During her career, Segal has served as chair of the Scientific Advisory Committee for the U.S. Army Research Institute's Army Family Research Program; as a member of the National Academy of Sciences Committee on the Performance of Military Personnel; as a Human Resource Consultant to the Secretary of the Army; as a Special Assistant to the Chief of Staff of the U.S. Army; as a consultant to the Army's Senior Review Panel on Sexual Harassment; as a member of the Board of Visitors of the U.S. Military Academy; as a member of the Congressional Commission on Military Training and Gender-Related Issues; as a member of the Naval Research Advisory Committee Panel on Quality of Life; and as Chair of the Section on Peace, War, and Social Conflict of the American Sociological Association.

== Research ==
Mady Segal's research has focused on military personnel issues, with particular attention to military women, military families, and race/ethnicity in the military. Her research and work on military families have been influential in the field of military sociology.

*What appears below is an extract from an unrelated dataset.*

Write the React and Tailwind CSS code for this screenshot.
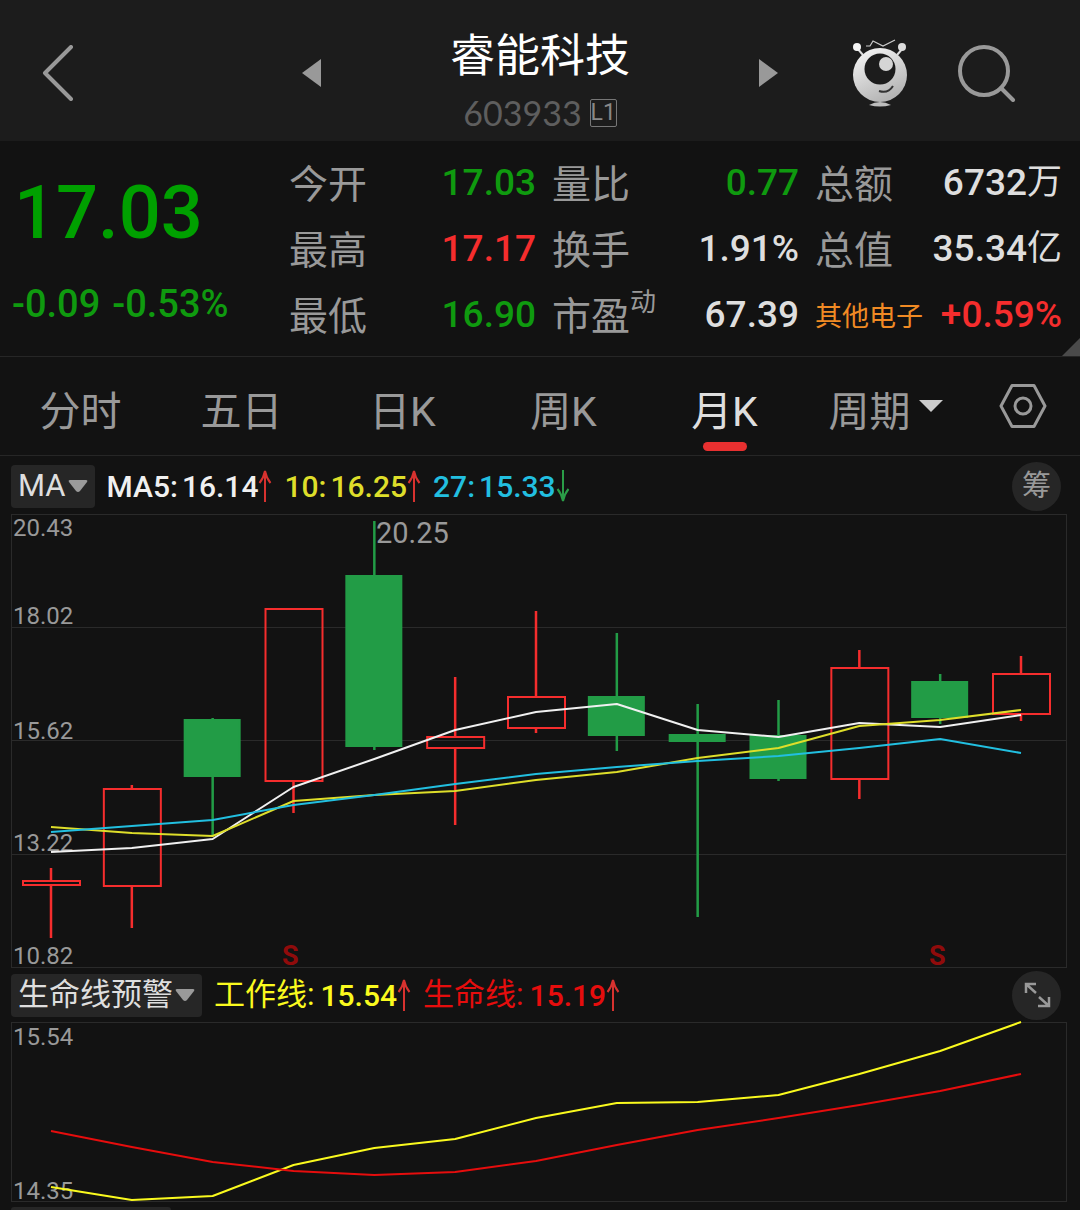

In her article “The Military and the Family as Greedy Institutions,” she developed the concept of the military and family as "greedy institutions," which has become a foundational theory in understanding the demands placed on service members and their families. Copies of her article would even be handed out to deployed servicemembers.

Additionally, offering guidance on how military leaders and organizations can assist families facing deployment challenges, she co-authored “How to Support Families During Overseas Deployments: A Sourcebook for Service Providers”, which would be issued to deployed peacekeepers in Bosnia. This report was distributed to multiple government agencies, including the DoD Quality of Life Office, U.S. Army Europe and 7th Army, National Guard Bureau, U.S. Army Community and Family Support Command, Army Forces Command, Army Family Liaison Office, and the U.S. Army Chaplains' Support Agency.

== Awards and recognition ==
Throughout her career, she received numerous awards for her work, including the Outstanding Civilian Service Medal, the Robin M. Williams, Jr. Award for Distinguished Contributions to Research, Teaching, and Service from the American Sociological Association Section on Peace, War, and Social Conflict, and the Morris Rosenberg Merit Award for Recent Achievement from the District of Columbia Sociological Society.

Segal has been recognized as an expert on military families and on women in the military. She is a Professor Emerita of Sociology at the University of Maryland, Distinguished Scholar Teacher, faculty affiliate of the Women's Studies Department, and Associate Director of the Center for Research on Military Organization.

== Notable publications ==

- Mady W. Segal. "Women's Military Roles Cross-Nationally: Past, Present, and Future." Gender & Society, Vol. 9, No. 6 (December 1995), pp. 757–775.
- Mady W. Segal. "The Military and the Family as Greedy Institutions." Armed Forces & Society, Vol. 13, No. 1 (Fall 1986), pp. 9–38.
- David R. Segal and Mady W. Segal. 2004. “America’s Military Population.” Population Bulletin 59, No. 4 (December): 1–40.
- Mady W. Segal. "Alphabet and Attraction: An Unobtrusive Measure of the Effect of Propinquity in a Field Setting." Journal of Personality and Social Psychology, Vol. 30, No. 5 (November 1974), pp. 654–657.
- D. Bruce Bell, Mary L. Stevens, and Mady W. Segal. How to Support Families during Overseas Deployments: A Sourcebook for Service Providers. Alexandria, VA: U.S. Army Research Institute for the Behavioral and Social Sciences. January 1996.
- Mary C. Bourg and Mady W. Segal. 1999. “The Impact of Family Supportive Policies and Practices on Organizational Commitment to the Army.” Armed Forces & Society, 25 (Summer): 633–652.
- Cooney, Richard T., Mady W. Segal, David R. Segal, and William W. Falk. 2003. “Racial Differences in the Impact of Military Service on the Socioeconomic Status of Women Veterans.” Armed Forces & Society 30, No.1 (Fall): 53–86.
- Bradford Booth, William W. Falk, David R. Segal, and Mady W. Segal. 2000. “The Impact of Military Presence in Local Labor Markets on the Employment of Women.” Gender & Society 14 (April): 318–332.